– Jesteśmy bardzo blisko recesji. Wskaźniki nastrojów konsumenckich, sprzedaży detalicznej, aktywności przemysłowej i budowlanej ostro zwalniają, a inflacja jest wysoka – stwierdził Nouriel Roubini, prezes firmy Roubini Macro Associates, w rozmowie z Bloomberg TV na Katarskim Forum Ekonomicznym. Roubini jest znany jako ekonomista, który trafnie przewidział globalny kryzys finansowy z lat 2007–2009. Obecnie spodziewa się, że gospodarka USA wejdzie w tym roku w recesję. Jego zdaniem ryzyko związane z dekoniunkturą gospodarczą może się przełożyć na dalszą wyprzedaż na rynkach. – Akcje tracą zwykle 35 proc. w czasie recesji w USA, a w okresach stagflacyjnych spadają o 50 proc. Rentowność amerykańskich obligacji dziesięcioletnich może wzrosnąć mocno powyżej 4 proc. – wskazuje Roubini. Nie jest on odosobniony w prognozach mówiących o rosnącym ryzyku recesji w Stanach Zjednoczonych.
Rosnące ryzyko
– Recesja będzie w pewnym momencie już nie do uniknięcia. Nie jest ona całkowicie pewna, ale wygląda na bardziej prawdopodobną – powiedział na Katarskim Forum Ekonomicznym Elon Musk, prezes Tesli.

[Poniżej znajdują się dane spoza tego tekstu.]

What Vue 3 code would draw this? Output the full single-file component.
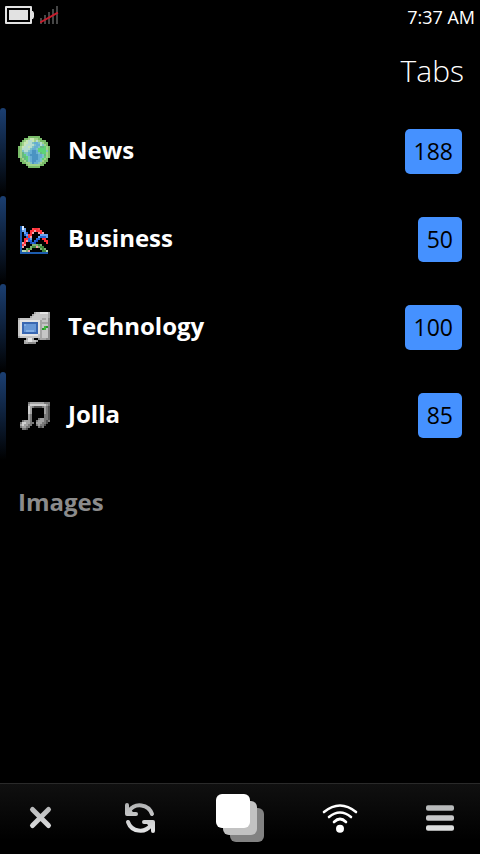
<script setup>
import { ref } from 'vue'

const palettes = {
  globe: { g: '#78bb68', l: '#a0d18a', w: '#c8e6b4', c: '#b5dcd0', t: '#7dc2c5', b: '#66add3', d: '#4a93c2', e: '#5dd477', f: '#66b880' },
  chart: { A: '#1c5cae', w: '#dceaff', v: '#6aa5ee', b: '#2467d8', B: '#1746bd', r: '#ff4a50', R: '#ff3038', p: '#f3a0a6', g: '#7fae72', G: '#41893c', q: '#b9d7b1' },
  computer: { k: '#8c8c8c', h: '#e4e4e4', m: '#c6c6c6', n: '#a5a5a5', x: '#3a68b2', s: '#6797d6', S: '#82aee4', e: '#42b83e', E: '#2b9a2d' },
  music: { h: '#cfcfcf', m: '#a2a2a2', n: '#787878', k: '#505050' },
}

const bitmaps = {
  globe: [
    '.....gggggg.....',
    '...gglwwllgg....',
    '..glwccwlclggg..',
    '.glwwcctbbtclgg.',
    '.glwcccctbbctlg.',
    'glwccwctbbtffelg',
    'glcccctbbteeeelg',
    'gltcctbddbeeeetg',
    'glfttbbddbtfeelg',
    'glfetbddddbbtflg',
    'glffetbdddbbtelg',
    '.glfetbdddbtelg.',
    '.gglftbddbbtlgg.',
    '..gglltdbbtlgg..',
    '....gllllllgg...',
    '.....gggggg.....',
  ],
  chart: [
    '................',
    '.Aw.............',
    '.Awv...rRRr.....',
    '.Avv..RRpRRR....',
    '.A.vb.Rp..pRp...',
    '.A.bvRR....vvvv.',
    '.A..bRp...vbbbv.',
    '.A.RRbv..bb.RR..',
    '.A.Rpbb.bB...RR.',
    '.ApR..BbB.....R.',
    '.ARp...gggGg....',
    '.Ap...gGGpgGG...',
    '.A..gGg....gGg..',
    '.Aqqgp......GGq.',
    '.AAAAAAAAAAAAAA.',
    '................',
  ],
  computer: [
    '........nmmhhhhn',
    '.......nmmmmmmmn',
    '......nmmmmmmmmn',
    'nmmmmmmmmmmmnnmk',
    'mhhhhhhhhhhnmmmk',
    'mhxxxxxxxxhnnnnk',
    'mhxSsssssxhnmmmk',
    'mhxssssssxhnmeEk',
    'mhxssssssxhnEemk',
    'mhxsSSSSsxhnmmmk',
    'mhxxxxxxxxhnmmmk',
    'mhhhhhhhhhmnmmmk',
    'nmmmmmmmmmmnmmmk',
    '....nhhn..knnnkk',
    '...nmhhmmn......',
    '...nnkkkk.......',
  ],
  music: [
    '................',
    '.....nmmmmmmmnnn',
    '.....mhhhhhhhhmn',
    '.....hmnkkkknmnk',
    '.....hm......mnk',
    '.....hm......mnk',
    '.....hm......mnk',
    '.....mn......nnk',
    '.....mn......nnk',
    '.....mn...nmmnnk',
    '..nmmmn..nmmmnkn',
    '.nhhmmnn.mmmnnk.',
    '.mhmmnn..nmnnk..',
    '.nmmnn....nkn...',
    '..nnk...........',
    '................',
  ],
}

function pixels(name) {
  return bitmaps[name].flatMap((line, y) =>
    [...line].map((key, x) => ({ x, y, fill: palettes[name][key] })).filter((p) => p.fill),
  )
}

const tabs = [
  { title: 'News', count: 188, icon: 'globe' },
  { title: 'Business', count: 50, icon: 'chart' },
  { title: 'Technology', count: 100, icon: 'computer' },
  { title: 'Jolla', count: 85, icon: 'music' },
  { title: 'Images' },
].map((tab) => ({ ...tab, pixels: tab.icon ? pixels(tab.icon) : [] }))

const time = ref('7:37 AM')
const bars = [0, 1, 2, 3, 4]
</script>

<template>
  <div class="screen">
    <div class="status">
      <div class="indicators">
        <svg width="30" height="18" viewBox="0 0 30 18" aria-hidden="true">
          <path fill="#e2e2e2" fill-rule="evenodd" d="M1 0H26Q27 0 27 1V5H28L29 7V11L28 13H27V17Q27 18 26 18H1Q0 18 0 17V1Q0 0 1 0ZM2 2V16H25V2Z" />
          <rect x="4" y="4" width="19" height="10" fill="#e2e2e2" />
        </svg>
        <svg width="19" height="18" viewBox="0 0 19 18" aria-hidden="true">
          <rect v-for="i in bars" :key="i" :x="i * 4" :y="12 - i * 3" width="2" :height="6 + i * 3" fill="#464646" />
          <path d="M1 16L17 7" stroke="#c81c2c" stroke-width="2" stroke-linecap="square" />
        </svg>
      </div>
      <time>{{ time }}</time>
    </div>

    <h1>Tabs</h1>

    <main>
      <ul>
        <li v-for="tab in tabs" :key="tab.title">
          <a href="#" class="row" :class="{ empty: !tab.count }">
            <svg v-if="tab.icon" class="favicon" viewBox="0 0 16 16" shape-rendering="crispEdges" aria-hidden="true">
              <rect v-for="(p, i) in tab.pixels" :key="i" :x="p.x" :y="p.y" width="1" height="1" :fill="p.fill" />
            </svg>
            <span class="title">{{ tab.title }}</span>
            <span v-if="tab.count" class="badge">{{ tab.count }}</span>
          </a>
        </li>
      </ul>
    </main>

    <nav class="toolbar">
      <button type="button" aria-label="Close">
        <svg width="48" height="48" viewBox="0 0 48 48">
          <defs>
            <linearGradient id="metal" gradientUnits="userSpaceOnUse" x1="0" y1="10" x2="0" y2="38">
              <stop offset="0" stop-color="#b2b3b4" />
              <stop offset="1" stop-color="#e2e3e4" />
            </linearGradient>
          </defs>
          <path d="M16.5 15.5L32.5 31.5M32.5 15.5L16.5 31.5" fill="none" stroke="url(#metal)" stroke-width="5" stroke-linecap="round" />
        </svg>
      </button>
      <button type="button" aria-label="Refresh">
        <svg width="48" height="48" viewBox="0 0 48 48">
          <g fill="none" stroke="url(#metal)" stroke-width="4" stroke-linecap="round" stroke-linejoin="round">
            <path d="M13 17A13 13 0 0 1 36 20" />
            <path d="M35 31A13 13 0 0 1 12 28" />
            <path d="M11 11V20H20M37 37V28H28" />
          </g>
          <path d="M12 13L19 20H12ZM36 35L29 28H36Z" fill="url(#metal)" />
        </svg>
      </button>
      <button type="button" aria-label="Tabs">
        <svg width="48" height="48" viewBox="0 0 48 48">
          <rect x="14" y="14" width="34" height="34" rx="6" fill="#828282" />
          <rect x="7" y="7" width="34" height="34" rx="6" fill="#c2c2c2" />
          <rect x="0" y="0" width="34" height="34" rx="6" fill="#fff" />
        </svg>
      </button>
      <button type="button" aria-label="Feeds">
        <svg width="48" height="48" viewBox="0 0 48 48">
          <g fill="none" stroke="#fff" stroke-width="2.6" stroke-linecap="round">
            <path d="M8 18Q24 5 40 18" />
            <path d="M13 23Q24 14 35 23" />
            <path d="M18 28Q24 22 30 28" />
          </g>
          <circle cx="24" cy="34.7" r="4" fill="#fff" />
        </svg>
      </button>
      <button type="button" aria-label="Menu">
        <svg width="48" height="48" viewBox="0 0 48 48">
          <rect x="10" y="11.3" width="28" height="5.4" rx="2" fill="#b8babb" />
          <rect x="10" y="21.3" width="28" height="5.4" rx="2" fill="#c6c7c8" />
          <rect x="10" y="31.3" width="28" height="5.4" rx="2" fill="#dcdddd" />
        </svg>
      </button>
    </nav>
  </div>
</template>

<style>
body {
  margin: 0;
  background: #000;
}
</style>

<style scoped>
.screen {
  display: flex;
  flex-direction: column;
  min-height: 100vh;
  background: #000;
  color: #fff;
  font-family: "Open Sans", "Noto Sans", sans-serif;
}
.status {
  display: flex;
  align-items: flex-start;
  justify-content: space-between;
  padding: 6px 5px 4px;
  font-size: 18px;
  line-height: 22px;
}
.indicators {
  display: flex;
  gap: 5px;
}
h1 {
  margin: 0;
  padding: 19px 16px 17px;
  font-size: 30px;
  line-height: 40px;
  font-weight: 300;
  text-align: right;
}
main {
  flex: 1;
}
ul {
  margin: 0;
  padding: 0;
  list-style: none;
}
.row {
  display: flex;
  align-items: flex-start;
  box-sizing: border-box;
  height: 88px;
  padding-right: 18px;
  color: #fff;
  text-decoration: none;
}
.row::before {
  content: "";
  align-self: stretch;
  width: 6px;
  margin-right: 12px;
  border-radius: 3px 3px 0 0;
  background: linear-gradient(#1b3f72, #000);
}
.row.empty {
  color: #8b8b8b;
}
.row.empty::before {
  background: none;
}
.favicon {
  width: 32px;
  height: 32px;
  margin: 28px 18px 0 0;
}
.title {
  flex: 1;
  margin-top: 20px;
  font-size: 24px;
  line-height: 44px;
  font-weight: 700;
}
.badge {
  margin-top: 21px;
  padding: 0 9px;
  border-radius: 5px;
  background: #4591ff;
  color: #000;
  font-size: 23px;
  line-height: 45px;
}
.toolbar {
  display: flex;
  justify-content: space-between;
  border-top: 1px solid #2a2a2a;
  background: linear-gradient(#101010, #000 80%);
}
.toolbar button {
  display: grid;
  place-items: start center;
  width: 80px;
  height: 70px;
  padding: 10px 0 0;
  border: 0;
  background: none;
}
</style>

Kilka tygodni temu Agencja Reutera donosiła, że wysłał on wysokiej rangi menedżerom Tesli maila, w którym stwierdził, że „ma superzłe przeczucie dotyczące gospodarki".
Tymczasem według ekonomistów Goldman Sachs prawdopodobieństwo wejścia USA w recesję w ciągu najbliższych dwóch lat wzrosło z 35 proc. do aż 48 proc. Ich zdaniem ryzyko, że do recesji dojdzie w nadchodzących 12 miesiącach, wzrosło natomiast z 15 proc. do 30 proc.
– Prognozowana przez nas ścieżka wzrostu gospodarczego jest obecnie niższa. Jesteśmy coraz bardziej zaniepokojeni, że nawet w przypadku znacznego spowolnienia aktywności gospodarczej Fed będzie poczuwał się do zdecydowanej reakcji na wysoką inflację i oczekiwania inflacyjne konsumentów, jeśli ceny energii będą dalej rosły – twierdzi Jan Hatzius, ekonomista Goldman Sachs.
Eksperci Goldmana spodziewają się, że ewentualna recesja w USA powinna być dosyć płytka. „Nawet jednak płytkie recesje prowadzą do wzrostu stopy bezrobocia średnio o 2,5 pkt proc. Dodatkowym powodem do obaw może być to, że tym razem pole do odpowiedzi za pomocą polityki fiskalnej i pieniężnej może być bardziej ograniczone niż zwykle" – piszą ekonomiści Goldman Sachs.